I never knew the old Vienna before the war with its Strauss music, its glamour and easy charm. Constantinople suited me better. I really got to know it in the classic period of the Black Market. We'd run anything if people wanted it enough - mmm - had the money to pay. Of course, a situation like that does tempt amateurs but you know they can't stay the course like a professional. Now the city - it's divided into four zones, you know, each occupied by a power: the American, the British, the Russian and the French. But the center of the city that's international policed by an International Patrol. One member of each of the four powers. Wonderful! What a hope they had! All strangers to the place and none of them could speak the same language. Except a sort of smattering of German. Good fellows on the whole, did their best you know. Vienna doesn't really look any worse than a lot of other European cities. Bombed about a bit. Oh, I was gonna tell you, wait, I was gonna tell you about Holly Martins, an American. Came all the way here to visit a friend of his. The name is Lime, Harry Lime. Now Martins was broke and Lime had offered him, some sort, I don't know, some sort of job. Anyway, there he was, poor chap. Happy as a lark and without a cent.
— Opening narrator
You know what the fellow said in Italy, for thirty years under the Borgias, they had warfare, terror, murder and bloodshed, but they produced Michelangelo, Leonardo da Vinci and the Renaissance. In Switzerland, they had brotherly love, they had five hundred years of democracy and peace and what did that produce? The cuckoo clock. So long Holly.

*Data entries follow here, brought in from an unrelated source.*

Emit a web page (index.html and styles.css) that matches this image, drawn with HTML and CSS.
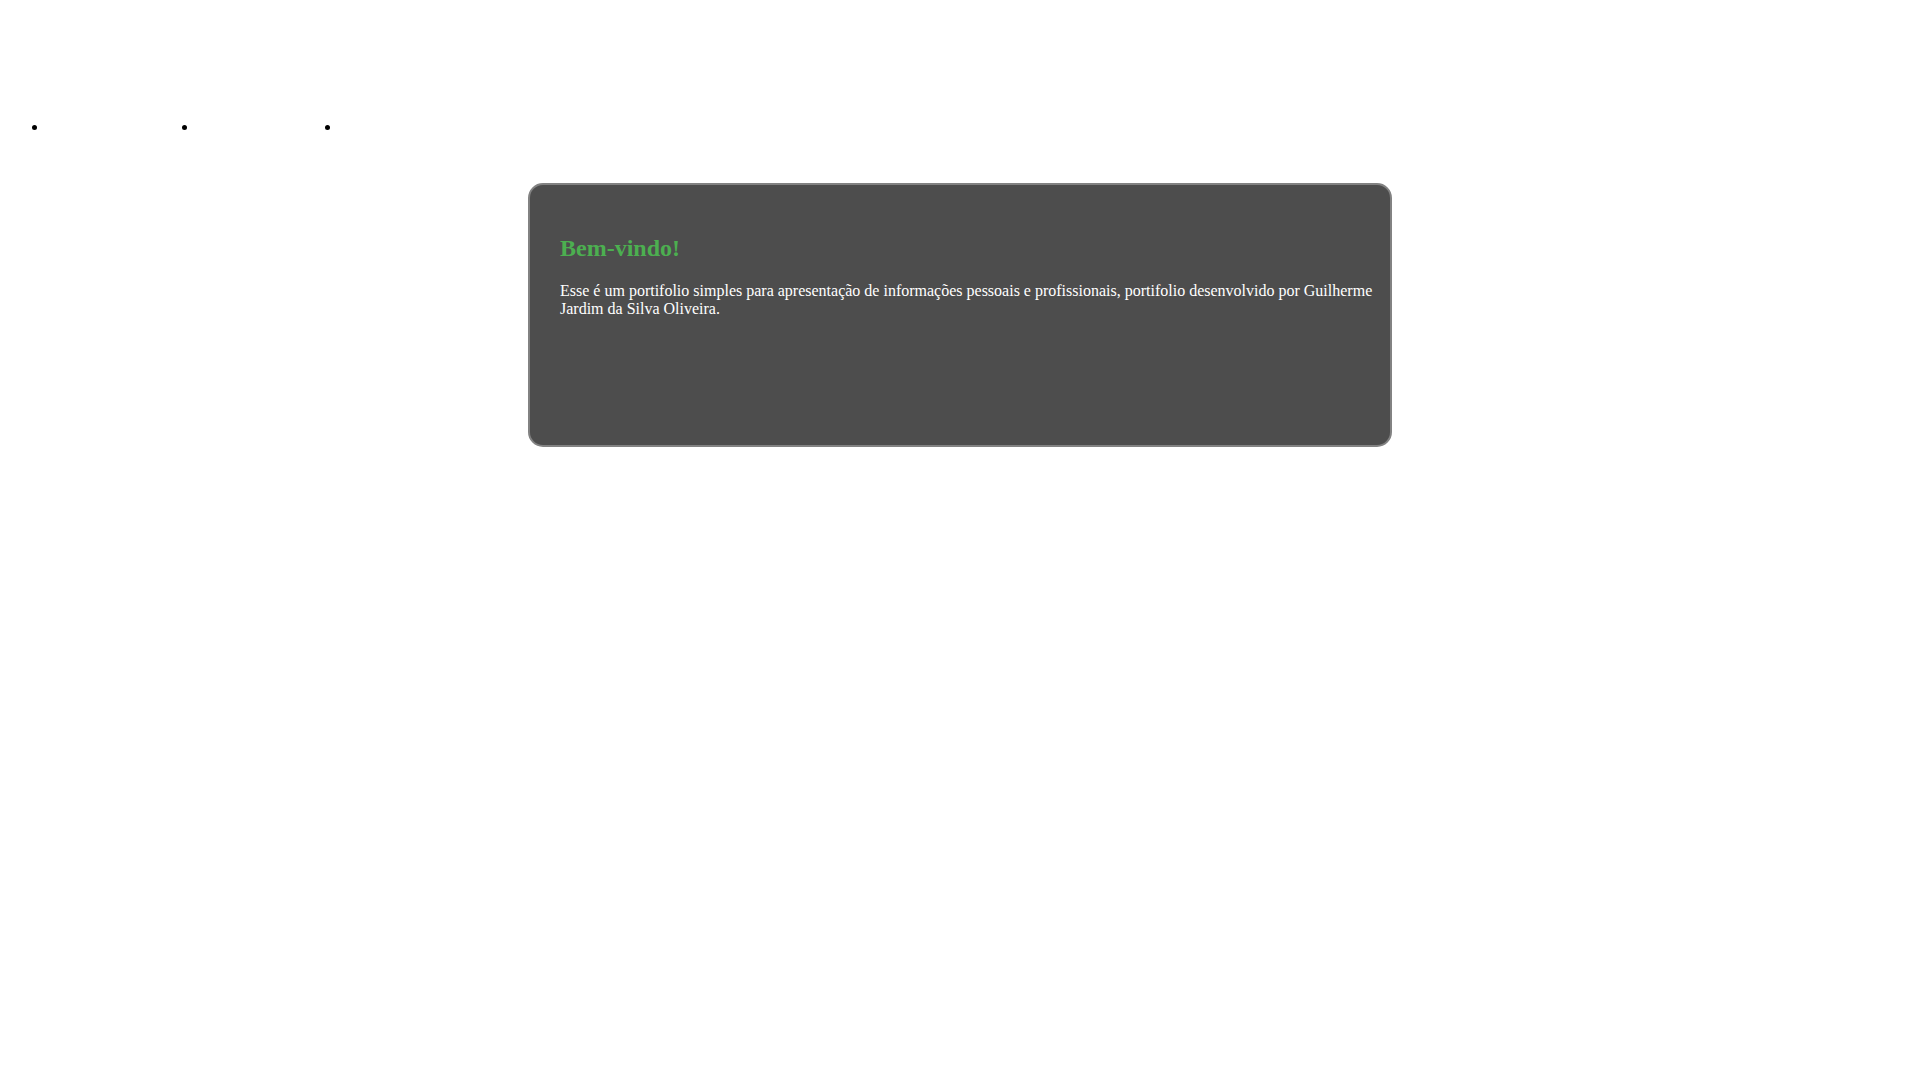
FILE: index.html
```html
<!DOCTYPE html>
<html lang="pt-BR">
<head>
    <meta charset="UTF-8">
    <meta name="viewport" content="width=device-width, initial-scale=1.0">
    <link rel="stylesheet" href="styles.css">
</head>
<body>

    <header>
        <nav>
            <ul class="menu">
                <li class="menu-item wide"></li>
                <li class="menu-item"></li>
                <li class="menu-item"></li>
            </ul>
        </nav>
    </header>

    <main class="container">
        <h2>Bem-vindo!</h2>
        <p>Esse é um portifolio simples para apresentação de informações pessoais e profissionais, portifolio desenvolvido por Guilherme Jardim da Silva Oliveira.</p>
    </main>

</body>
</html>
```

FILE: styles.css
```css
body {
    font-family: "Liberation Serif", "Times New Roman", serif;
    background: #fff;
    margin: 8px;
}
header {
    padding-top: 94px;
    padding-bottom: 31px;
}
.menu {
    display: flex;
    margin: 16px 0;
    padding-left: 40px;
}
.menu-item {
    width: 143px;
}
.menu-item.wide {
    width: 150px;
}
.container {
    box-sizing: border-box;
    width: 864px;
    max-width: 100%;
    min-height: 264px;
    margin: 0 auto;
    padding: 30px 10px 30px 30px;
    background: #4d4d4d;
    border: 2px solid #828282;
    border-radius: 15px;
    color: white;
}
.container h2 {
    color: #4caf50;
    font-size: 24px;
    margin: 20px 0;
}
.container p {
    font-size: 16px;
    margin: 16px 0;
}
```
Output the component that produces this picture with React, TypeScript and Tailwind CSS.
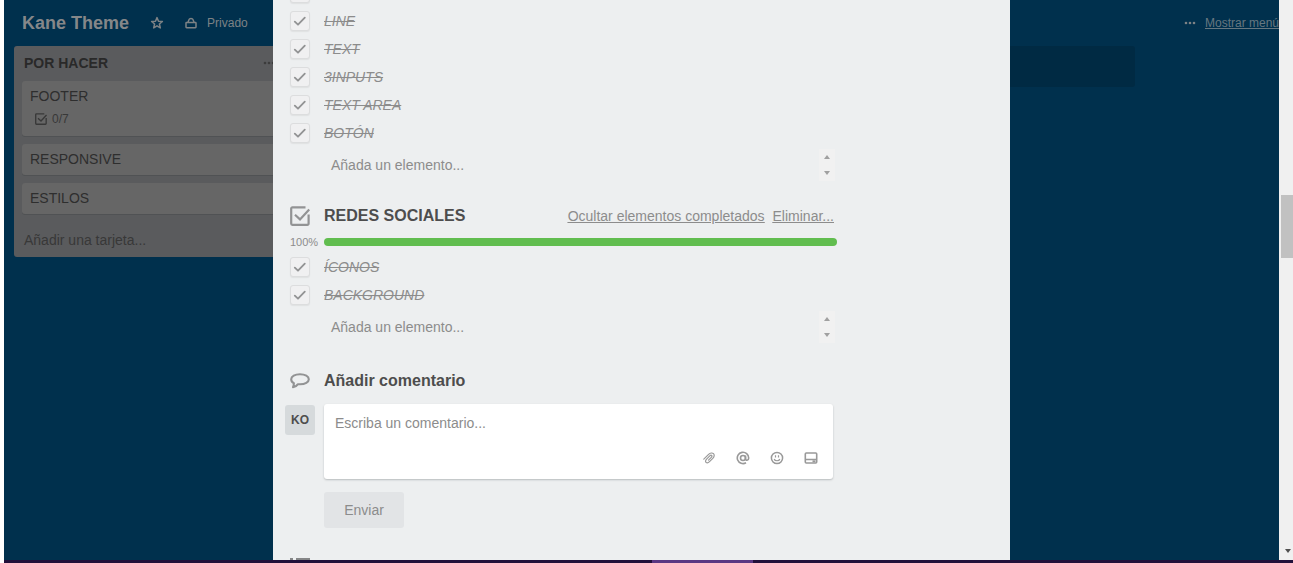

I'd make comic faces... and stand on my head and grin at you between my legs... and tell all sorts of jokes. I wouldn't stand a chance, would I?
Martins: I was going to stay with him, but he died Thursday.
Crabbin: Goodness, that's awkward.
Crabbin: [inviting Holly Martins to give a lecture at the local Cultural Reeducation Society] We do a little show each week. Last week we had Hamlet. The week before we had... something.
Crabbin: Yes, the Hindu dancers. Thank you, sergeant.
Harry Lime: You know, I never feel comfortable on these sort of things. Victims? Don't be melodramatic. Look down there. Tell me. Would you really feel any pity if one of those dots stopped moving forever? If I offered you twenty thousand pounds for every dot that stopped, would you really, old man, tell me to keep my money, or would you calculate how many dots you could afford to spare? Free of income tax, old man. Free of income tax - the only way you can save money nowadays.
What did you want me to do? Be reasonable. You didn't expect me to give myself up... 'It's a far, far better thing that I do.' The old limelight. The fall of the curtain. Oh, Holly, you and I aren't heroes. The world doesn't make any heroes outside of your stories.
— Harry Lime
Calloway: Go home Martins, like a sensible chap. You don't know what you're mixing in, get the next plane.
Martins: As soon as I get to the bottom of this, I'll get the next plane.
Calloway: Death's at the bottom of everything, Martins. Leave death to the professionals.
Harry Lime: Nobody thinks in terms of human beings. Governments don't. Why should we? They talk about the people and the proletariat, I talk about the suckers and the mugs - it's the same thing. They have their five-year plans, so have I.
Martins: You used to believe in God.
Harry Lime: Oh, I still do believe in God, old man. I believe in God and Mercy and all that. But the dead are happier dead. They don't miss much here, poor devils.
Martins: I guess nobody really knew Harry like he did... like I did.
Calloway: How long ago ?
Martins: Back in school. I was never so lonesome in my life until he showed up.
Calloway: When did you see him last ?
Martins: September, '39.
Calloway: When the business started ?
Martins: Um, hmm.
Calloway: See much of him before that ?
Calloway: That sounds like a cheap novelette.
Martins: Well, I write cheap novelettes.